What you should do = Sort through the data and copy the lines holding the word "this".

======== Items

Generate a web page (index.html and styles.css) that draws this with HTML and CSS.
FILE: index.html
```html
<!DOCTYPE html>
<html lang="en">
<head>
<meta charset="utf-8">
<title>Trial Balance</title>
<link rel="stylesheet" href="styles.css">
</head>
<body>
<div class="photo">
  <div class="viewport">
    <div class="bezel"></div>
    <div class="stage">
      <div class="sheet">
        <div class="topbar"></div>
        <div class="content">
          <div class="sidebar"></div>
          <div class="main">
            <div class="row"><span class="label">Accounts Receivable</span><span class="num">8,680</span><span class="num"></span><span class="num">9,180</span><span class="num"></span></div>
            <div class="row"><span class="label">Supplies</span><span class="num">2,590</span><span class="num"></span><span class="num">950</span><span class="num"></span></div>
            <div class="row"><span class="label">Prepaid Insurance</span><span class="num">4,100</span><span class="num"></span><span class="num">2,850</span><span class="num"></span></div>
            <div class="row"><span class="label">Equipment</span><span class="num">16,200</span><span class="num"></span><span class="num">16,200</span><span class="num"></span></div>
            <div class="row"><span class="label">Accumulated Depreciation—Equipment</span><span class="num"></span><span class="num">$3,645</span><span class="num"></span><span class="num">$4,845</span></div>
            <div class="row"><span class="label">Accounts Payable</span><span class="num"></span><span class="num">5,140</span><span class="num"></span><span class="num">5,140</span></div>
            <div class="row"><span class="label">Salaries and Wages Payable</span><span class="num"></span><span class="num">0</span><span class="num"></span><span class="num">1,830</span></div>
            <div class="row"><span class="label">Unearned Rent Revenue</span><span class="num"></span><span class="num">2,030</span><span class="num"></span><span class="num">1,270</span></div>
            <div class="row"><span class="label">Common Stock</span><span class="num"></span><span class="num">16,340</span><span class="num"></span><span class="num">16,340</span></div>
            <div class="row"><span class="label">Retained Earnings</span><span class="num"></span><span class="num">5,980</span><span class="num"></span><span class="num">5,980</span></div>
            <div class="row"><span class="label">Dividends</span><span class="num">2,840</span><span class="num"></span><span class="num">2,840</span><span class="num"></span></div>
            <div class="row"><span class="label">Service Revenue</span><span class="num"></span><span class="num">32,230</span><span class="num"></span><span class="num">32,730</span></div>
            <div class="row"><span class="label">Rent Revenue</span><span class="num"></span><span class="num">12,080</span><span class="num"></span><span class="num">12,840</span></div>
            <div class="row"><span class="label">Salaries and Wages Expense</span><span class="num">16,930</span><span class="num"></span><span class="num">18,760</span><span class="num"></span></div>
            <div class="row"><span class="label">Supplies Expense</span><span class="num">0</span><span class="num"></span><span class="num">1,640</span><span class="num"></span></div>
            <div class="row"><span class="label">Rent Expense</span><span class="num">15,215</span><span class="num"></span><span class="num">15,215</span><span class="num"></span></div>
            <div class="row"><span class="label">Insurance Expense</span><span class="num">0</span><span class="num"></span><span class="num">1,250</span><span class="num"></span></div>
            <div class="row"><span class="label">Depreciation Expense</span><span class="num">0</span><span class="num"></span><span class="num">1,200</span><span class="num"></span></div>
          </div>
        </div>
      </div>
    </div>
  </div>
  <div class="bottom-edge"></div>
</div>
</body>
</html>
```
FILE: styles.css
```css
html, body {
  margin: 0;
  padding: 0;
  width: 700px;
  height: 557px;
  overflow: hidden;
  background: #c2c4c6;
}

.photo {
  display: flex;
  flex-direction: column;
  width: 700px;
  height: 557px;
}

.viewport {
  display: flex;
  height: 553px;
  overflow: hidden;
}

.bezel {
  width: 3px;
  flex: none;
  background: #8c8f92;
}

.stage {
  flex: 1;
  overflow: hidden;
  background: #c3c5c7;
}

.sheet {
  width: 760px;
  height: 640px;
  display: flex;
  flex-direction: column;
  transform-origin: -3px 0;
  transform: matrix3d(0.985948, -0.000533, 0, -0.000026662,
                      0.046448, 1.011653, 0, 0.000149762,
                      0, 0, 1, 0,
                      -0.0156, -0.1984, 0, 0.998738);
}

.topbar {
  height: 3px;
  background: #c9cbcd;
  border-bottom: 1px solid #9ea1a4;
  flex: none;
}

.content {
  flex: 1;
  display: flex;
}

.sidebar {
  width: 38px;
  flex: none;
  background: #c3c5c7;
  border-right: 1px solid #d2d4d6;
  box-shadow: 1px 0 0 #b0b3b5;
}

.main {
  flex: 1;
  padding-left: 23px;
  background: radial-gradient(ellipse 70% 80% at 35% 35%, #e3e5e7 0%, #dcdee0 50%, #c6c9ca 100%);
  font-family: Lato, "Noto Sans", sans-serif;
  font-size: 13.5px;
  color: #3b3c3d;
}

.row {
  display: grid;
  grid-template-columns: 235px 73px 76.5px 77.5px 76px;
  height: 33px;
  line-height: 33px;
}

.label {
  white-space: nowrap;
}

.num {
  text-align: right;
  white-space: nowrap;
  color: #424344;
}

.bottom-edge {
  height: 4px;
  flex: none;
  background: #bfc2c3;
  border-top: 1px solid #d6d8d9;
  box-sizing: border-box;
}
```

================
======== Items

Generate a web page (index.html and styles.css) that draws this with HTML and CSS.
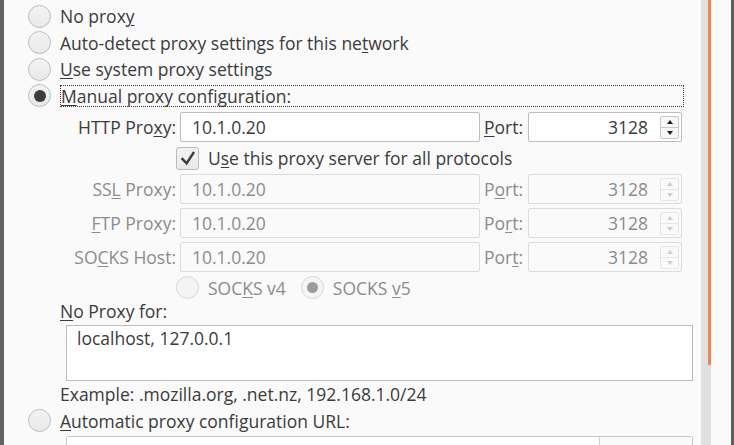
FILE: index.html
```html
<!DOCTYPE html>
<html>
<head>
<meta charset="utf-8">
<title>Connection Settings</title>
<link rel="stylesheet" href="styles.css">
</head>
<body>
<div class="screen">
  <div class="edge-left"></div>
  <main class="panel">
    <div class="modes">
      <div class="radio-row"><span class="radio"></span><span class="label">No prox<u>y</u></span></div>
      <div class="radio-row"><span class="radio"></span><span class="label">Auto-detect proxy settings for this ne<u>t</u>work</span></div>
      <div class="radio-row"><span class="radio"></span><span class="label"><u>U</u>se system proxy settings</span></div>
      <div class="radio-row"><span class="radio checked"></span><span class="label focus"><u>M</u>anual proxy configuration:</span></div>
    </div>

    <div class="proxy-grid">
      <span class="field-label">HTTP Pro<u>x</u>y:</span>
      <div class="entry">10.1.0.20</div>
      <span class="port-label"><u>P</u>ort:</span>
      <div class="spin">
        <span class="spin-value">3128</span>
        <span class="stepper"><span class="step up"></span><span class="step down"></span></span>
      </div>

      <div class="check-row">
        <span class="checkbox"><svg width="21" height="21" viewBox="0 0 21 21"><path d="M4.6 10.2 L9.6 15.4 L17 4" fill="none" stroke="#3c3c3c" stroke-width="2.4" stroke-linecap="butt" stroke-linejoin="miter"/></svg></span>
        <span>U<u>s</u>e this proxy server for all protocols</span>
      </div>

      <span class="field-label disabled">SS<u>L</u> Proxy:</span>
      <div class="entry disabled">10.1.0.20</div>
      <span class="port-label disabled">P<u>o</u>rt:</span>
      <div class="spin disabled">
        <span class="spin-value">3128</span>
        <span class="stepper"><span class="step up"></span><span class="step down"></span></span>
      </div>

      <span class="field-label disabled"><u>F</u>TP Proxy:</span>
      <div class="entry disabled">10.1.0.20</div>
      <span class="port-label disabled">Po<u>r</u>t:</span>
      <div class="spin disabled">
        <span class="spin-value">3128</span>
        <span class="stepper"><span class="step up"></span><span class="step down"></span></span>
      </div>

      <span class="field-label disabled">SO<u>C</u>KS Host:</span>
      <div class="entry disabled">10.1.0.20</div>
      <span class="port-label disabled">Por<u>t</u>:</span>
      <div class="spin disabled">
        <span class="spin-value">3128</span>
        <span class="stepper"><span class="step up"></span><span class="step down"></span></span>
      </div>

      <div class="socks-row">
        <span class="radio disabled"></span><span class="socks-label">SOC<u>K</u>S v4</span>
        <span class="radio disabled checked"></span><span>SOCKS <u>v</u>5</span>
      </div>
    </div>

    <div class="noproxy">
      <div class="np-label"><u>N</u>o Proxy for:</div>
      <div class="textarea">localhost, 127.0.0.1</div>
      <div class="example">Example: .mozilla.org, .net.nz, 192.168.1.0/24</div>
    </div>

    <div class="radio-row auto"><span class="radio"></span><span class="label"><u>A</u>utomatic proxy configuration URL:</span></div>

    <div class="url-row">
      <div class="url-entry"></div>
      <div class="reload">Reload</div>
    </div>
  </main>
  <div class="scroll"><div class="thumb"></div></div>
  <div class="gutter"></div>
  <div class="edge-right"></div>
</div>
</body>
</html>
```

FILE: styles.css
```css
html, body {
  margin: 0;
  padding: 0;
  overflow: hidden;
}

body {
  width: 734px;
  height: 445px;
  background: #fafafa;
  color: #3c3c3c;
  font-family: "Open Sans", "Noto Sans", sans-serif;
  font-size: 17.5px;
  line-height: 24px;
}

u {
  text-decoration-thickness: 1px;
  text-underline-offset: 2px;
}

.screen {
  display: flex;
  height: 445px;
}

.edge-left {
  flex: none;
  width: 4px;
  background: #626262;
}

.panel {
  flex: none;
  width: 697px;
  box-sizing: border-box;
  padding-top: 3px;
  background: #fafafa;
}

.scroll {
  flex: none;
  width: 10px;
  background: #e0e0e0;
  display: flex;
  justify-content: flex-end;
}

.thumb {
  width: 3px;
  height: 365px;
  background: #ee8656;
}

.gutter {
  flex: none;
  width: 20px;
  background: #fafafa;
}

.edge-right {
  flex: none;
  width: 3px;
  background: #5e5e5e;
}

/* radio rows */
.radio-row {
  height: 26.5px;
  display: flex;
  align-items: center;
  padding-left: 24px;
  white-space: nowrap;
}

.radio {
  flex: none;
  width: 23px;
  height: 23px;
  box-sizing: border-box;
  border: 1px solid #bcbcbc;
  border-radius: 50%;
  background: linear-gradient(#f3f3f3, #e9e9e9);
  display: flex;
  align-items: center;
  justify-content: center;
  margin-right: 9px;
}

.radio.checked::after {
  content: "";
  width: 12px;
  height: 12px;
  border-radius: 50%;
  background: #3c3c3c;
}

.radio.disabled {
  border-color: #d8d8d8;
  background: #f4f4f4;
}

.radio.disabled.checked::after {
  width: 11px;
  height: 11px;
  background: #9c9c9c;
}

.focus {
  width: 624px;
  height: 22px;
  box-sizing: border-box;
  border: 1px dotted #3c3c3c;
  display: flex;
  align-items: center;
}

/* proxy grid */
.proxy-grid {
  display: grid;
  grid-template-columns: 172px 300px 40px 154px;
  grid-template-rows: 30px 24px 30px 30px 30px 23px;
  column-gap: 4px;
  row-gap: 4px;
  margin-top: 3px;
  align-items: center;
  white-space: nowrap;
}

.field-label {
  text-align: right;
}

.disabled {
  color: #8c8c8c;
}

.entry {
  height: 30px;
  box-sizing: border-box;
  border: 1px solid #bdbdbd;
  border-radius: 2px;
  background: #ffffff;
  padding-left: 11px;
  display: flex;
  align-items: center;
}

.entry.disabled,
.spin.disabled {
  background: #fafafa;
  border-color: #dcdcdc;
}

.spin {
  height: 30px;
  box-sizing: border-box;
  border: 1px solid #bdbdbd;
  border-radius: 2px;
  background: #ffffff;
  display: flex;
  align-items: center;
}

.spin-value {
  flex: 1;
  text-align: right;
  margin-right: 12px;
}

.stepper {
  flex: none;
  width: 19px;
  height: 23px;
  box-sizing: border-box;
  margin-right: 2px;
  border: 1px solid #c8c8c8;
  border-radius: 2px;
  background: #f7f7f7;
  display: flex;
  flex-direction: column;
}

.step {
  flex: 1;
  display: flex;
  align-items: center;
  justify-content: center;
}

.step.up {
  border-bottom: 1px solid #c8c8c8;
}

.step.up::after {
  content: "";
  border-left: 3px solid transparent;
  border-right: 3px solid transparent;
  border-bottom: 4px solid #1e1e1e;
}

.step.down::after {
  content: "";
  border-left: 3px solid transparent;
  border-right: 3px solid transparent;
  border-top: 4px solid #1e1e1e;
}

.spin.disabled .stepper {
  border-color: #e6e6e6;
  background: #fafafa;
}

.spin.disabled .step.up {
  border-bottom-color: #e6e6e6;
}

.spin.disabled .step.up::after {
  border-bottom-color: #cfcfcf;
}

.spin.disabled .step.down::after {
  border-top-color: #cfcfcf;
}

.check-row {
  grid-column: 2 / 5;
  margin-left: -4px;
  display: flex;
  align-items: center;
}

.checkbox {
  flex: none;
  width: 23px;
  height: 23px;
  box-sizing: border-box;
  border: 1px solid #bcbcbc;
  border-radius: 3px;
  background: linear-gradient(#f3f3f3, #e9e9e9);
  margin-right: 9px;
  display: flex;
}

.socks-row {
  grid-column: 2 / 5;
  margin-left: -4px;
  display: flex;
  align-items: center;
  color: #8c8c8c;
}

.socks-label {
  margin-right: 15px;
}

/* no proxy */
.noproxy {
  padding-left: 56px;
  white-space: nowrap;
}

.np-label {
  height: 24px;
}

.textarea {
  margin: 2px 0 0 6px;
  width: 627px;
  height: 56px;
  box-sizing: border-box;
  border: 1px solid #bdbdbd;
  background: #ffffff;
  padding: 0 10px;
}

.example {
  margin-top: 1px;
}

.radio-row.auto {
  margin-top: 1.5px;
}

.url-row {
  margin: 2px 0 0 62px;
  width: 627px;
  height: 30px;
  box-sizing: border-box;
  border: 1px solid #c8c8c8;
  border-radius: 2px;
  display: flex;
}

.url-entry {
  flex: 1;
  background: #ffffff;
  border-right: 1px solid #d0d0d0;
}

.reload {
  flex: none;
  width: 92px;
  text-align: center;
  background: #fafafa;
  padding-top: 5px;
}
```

================

Result =
Generate a web page (index.html and styles.css) that draws this with HTML and CSS.
Generate a web page (index.html and styles.css) that draws this with HTML and CSS.
      <div class="radio-row"><span class="radio"></span><span class="label">Auto-detect proxy settings for this ne<u>t</u>work</span></div>
        <span>U<u>s</u>e this proxy server for all protocols</span>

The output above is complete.